Jess, we should grab a cup of coffee sometime just the two of us and have a nice long, uninterrupted chat! I had a lot of the same questions and I decided to read a whole lot and I feel confidant that I found what I was looking for.

I think Mere Christianity may be a very good read for you. It has a very readable prose style but packs some great punches of insight along the way.

Jess said...

I am terrible about praying in bed, I feel like I am just sorting through a laundry list of life details in my brain and I fall asleep before I finish the prayers.

Meditation for me is taking the focus off of me and my needs/wants and placing my attention elsewhere. That is why I particularly find praying the Rosary so useful and calming. It is a rote series of prayer over and over again but you meditate on the mysteries of Jesus's life as you pray. It has nothing to do with me yet everything to do with me.

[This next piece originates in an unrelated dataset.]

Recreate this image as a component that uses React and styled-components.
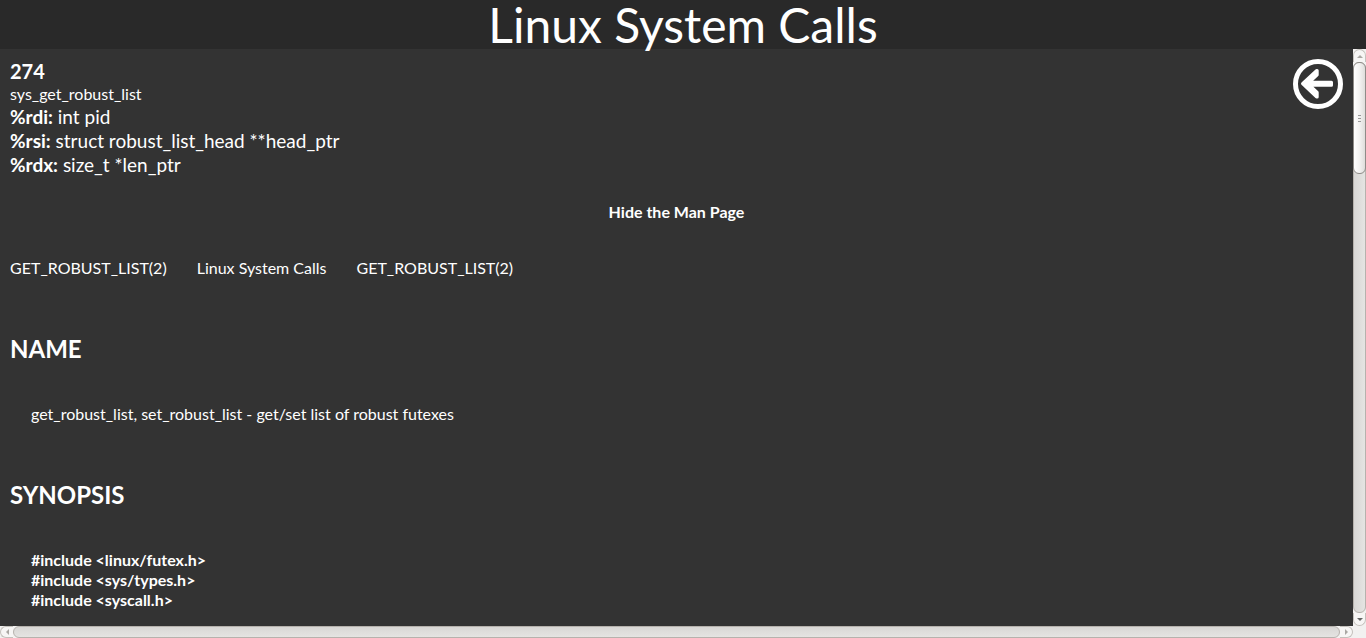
import React from "react";
import styled, { createGlobalStyle } from "styled-components";

const GlobalStyle = createGlobalStyle`
  * { box-sizing: border-box; }
  body {
    margin: 0;
    background: #333;
    color: #fff;
    font-family: Lato, "Liberation Sans", sans-serif;
    font-size: 16px;
    line-height: 20px;
  }
`;

const Page = styled.div`
  display: flex;
  flex-direction: column;
  height: 100vh;
`;

const Header = styled.header`
  flex: none;
  background: #292929;
  text-align: center;
`;

const Title = styled.h1`
  margin: 0;
  font-size: 48px;
  line-height: 49px;
  font-weight: 400;
`;

const Viewport = styled.div`
  flex: 1;
  min-height: 0;
  display: grid;
  grid-template-columns: minmax(0, 1fr) 13px;
  grid-template-rows: minmax(0, 1fr) 12px;
`;

const Content = styled.main`
  overflow: hidden;
  padding: 10px;
`;

const Summary = styled.section`
  display: flex;
  justify-content: space-between;
  align-items: flex-start;
`;

const CallNumber = styled.h2`
  margin: 0;
  font-size: 20px;
  line-height: 24px;
`;

const CallName = styled.p`
  margin: 0;
  line-height: 22px;
`;

const Register = styled.p`
  margin: 0;
  font-size: 19px;
  line-height: 24px;
`;

const BackButton = styled.button`
  border: 0;
  padding: 0;
  background: none;
  color: #fff;
  cursor: pointer;

  svg { display: block; }
`;

const ToggleButton = styled.button`
  display: block;
  margin: 25px auto 36px;
  border: 0;
  padding: 0;
  background: none;
  color: #fff;
  font: inherit;
  font-weight: 700;
  cursor: pointer;
`;

const ManHeader = styled.div`
  display: flex;
  gap: 30px;
`;

const ManHeading = styled.h2`
  margin: 56px 0 40px;
  font-size: 24px;
  line-height: 30px;
`;

const ManText = styled.div`
  padding-left: 21px;
  font-weight: ${(p) => (p.$bold ? 700 : 400)};
`;

const Bar = styled.div`
  display: flex;
  flex-direction: ${(p) => (p.$vertical ? "column" : "row")};
  background: #f2f1f0;
`;

const capRadius = {
  up: "7px 7px 0 0",
  down: "0 0 7px 7px",
  left: "7px 0 0 7px",
  right: "0 7px 7px 0",
};

const innerEdge = { up: "bottom", down: "top", left: "right", right: "left" };

const ArrowButton = styled.button`
  flex: none;
  display: flex;
  align-items: center;
  justify-content: center;
  width: 13px;
  height: ${(p) => (p.$horizontal ? 12 : 13)}px;
  border: 1px solid #c4c1bc;
  border-${(p) => innerEdge[p.$direction]}: 0;
  border-radius: ${(p) => capRadius[p.$direction]};
  padding: 0;
  background: #f7f6f5;
  color: ${(p) => (p.$active ? "#666" : "#aaa7a3")};
`;

const Track = styled.div`
  flex: 1;
  min-width: 0;
  min-height: 0;
  border: 1px solid #b6b2ad;
  border-radius: 6px;
  background: linear-gradient(${(p) => (p.$vertical ? "to right" : "to bottom")}, #d8d7d5, #e5e4e2);
`;

const Thumb = styled.div`
  height: 112px;
  margin: -1px -1px 0;
  border: 1px solid #8f8c88;
  border-radius: 6px;
  background: linear-gradient(to right, #fff, #f3f2f1 50%, #dfdddb);
  display: flex;
  flex-direction: column;
  align-items: center;
  justify-content: center;
  gap: 2px;
`;

const Grip = styled.span`
  width: 3px;
  height: 1px;
  background: #999;
`;

const Corner = styled.div`
  background: #f2f1f0;
`;

const arrows = {
  up: "M0 4L3 1L6 4Z",
  down: "M0 1L3 4L6 1Z",
  left: "M4 0L1 3L4 6Z",
  right: "M1 0L4 3L1 6Z",
};

function ScrollArrow({ direction, active }) {
  const horizontal = direction === "left" || direction === "right";
  return (
    <ArrowButton
      aria-label={"Scroll " + direction}
      $direction={direction}
      $horizontal={horizontal}
      $active={active}
    >
      <svg width={horizontal ? 5 : 6} height={horizontal ? 6 : 5} aria-hidden="true">
        <path d={arrows[direction]} fill="currentColor" />
      </svg>
    </ArrowButton>
  );
}

const registers = [
  ["%rdi:", "int pid"],
  ["%rsi:", "struct robust_list_head **head_ptr"],
  ["%rdx:", "size_t *len_ptr"],
];

const includes = ["linux/futex.h", "sys/types.h", "syscall.h"];

export default function App() {
  return (
    <>
      <GlobalStyle />
      <Page>
        <Header>
          <Title>Linux System Calls</Title>
        </Header>
        <Viewport>
          <Content>
            <Summary>
              <div>
                <CallNumber>274</CallNumber>
                <CallName>sys_get_robust_list</CallName>
                {registers.map(([name, value]) => (
                  <Register key={name}>
                    <b>{name}</b> {value}
                  </Register>
                ))}
              </div>
              <BackButton aria-label="Back">
                <svg width="50" height="50" viewBox="0 0 50 50" fill="none" stroke="currentColor">
                  <circle cx="25" cy="25" r="22.5" strokeWidth="5" />
                  <path
                    d="M9.500 24.700L23.500 11.500H24.200V16L16.500 23.200H38.500V26.200H16.500L24.200 33.400V38H23.500Z"
                    fill="currentColor"
                    strokeWidth="3"
                    strokeLinejoin="round"
                  />
                </svg>
              </BackButton>
            </Summary>
            <ToggleButton>Hide the Man Page</ToggleButton>
            <ManHeader>
              <span>GET_ROBUST_LIST(2)</span>
              <span>Linux System Calls</span>
              <span>GET_ROBUST_LIST(2)</span>
            </ManHeader>
            <ManHeading>NAME</ManHeading>
            <ManText>get_robust_list, set_robust_list - get/set list of robust futexes</ManText>
            <ManHeading>SYNOPSIS</ManHeading>
            <ManText $bold>
              {includes.map((file) => (
                <div key={file}>{`#include <${file}>`}</div>
              ))}
            </ManText>
          </Content>
          <Bar $vertical>
            <ScrollArrow direction="up" />
            <Track $vertical>
              <Thumb>
                <Grip />
                <Grip />
                <Grip />
              </Thumb>
            </Track>
            <ScrollArrow direction="down" active />
          </Bar>
          <Bar>
            <ScrollArrow direction="left" />
            <Track />
            <ScrollArrow direction="right" />
          </Bar>
          <Corner />
        </Viewport>
      </Page>
    </>
  );
}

Adoration (which I mentioned to you) is usually held in a very quiet, small place in a Catholic Church which offers the ambiance that some of us need to settle down and listen. I can't do that at home and I've tried! Other faiths have the same sort of meditative/prayerful period and place for the same purpose. And I know of a couple people who have turned a closet inside their house into a similar type of space only to be used for that purpose.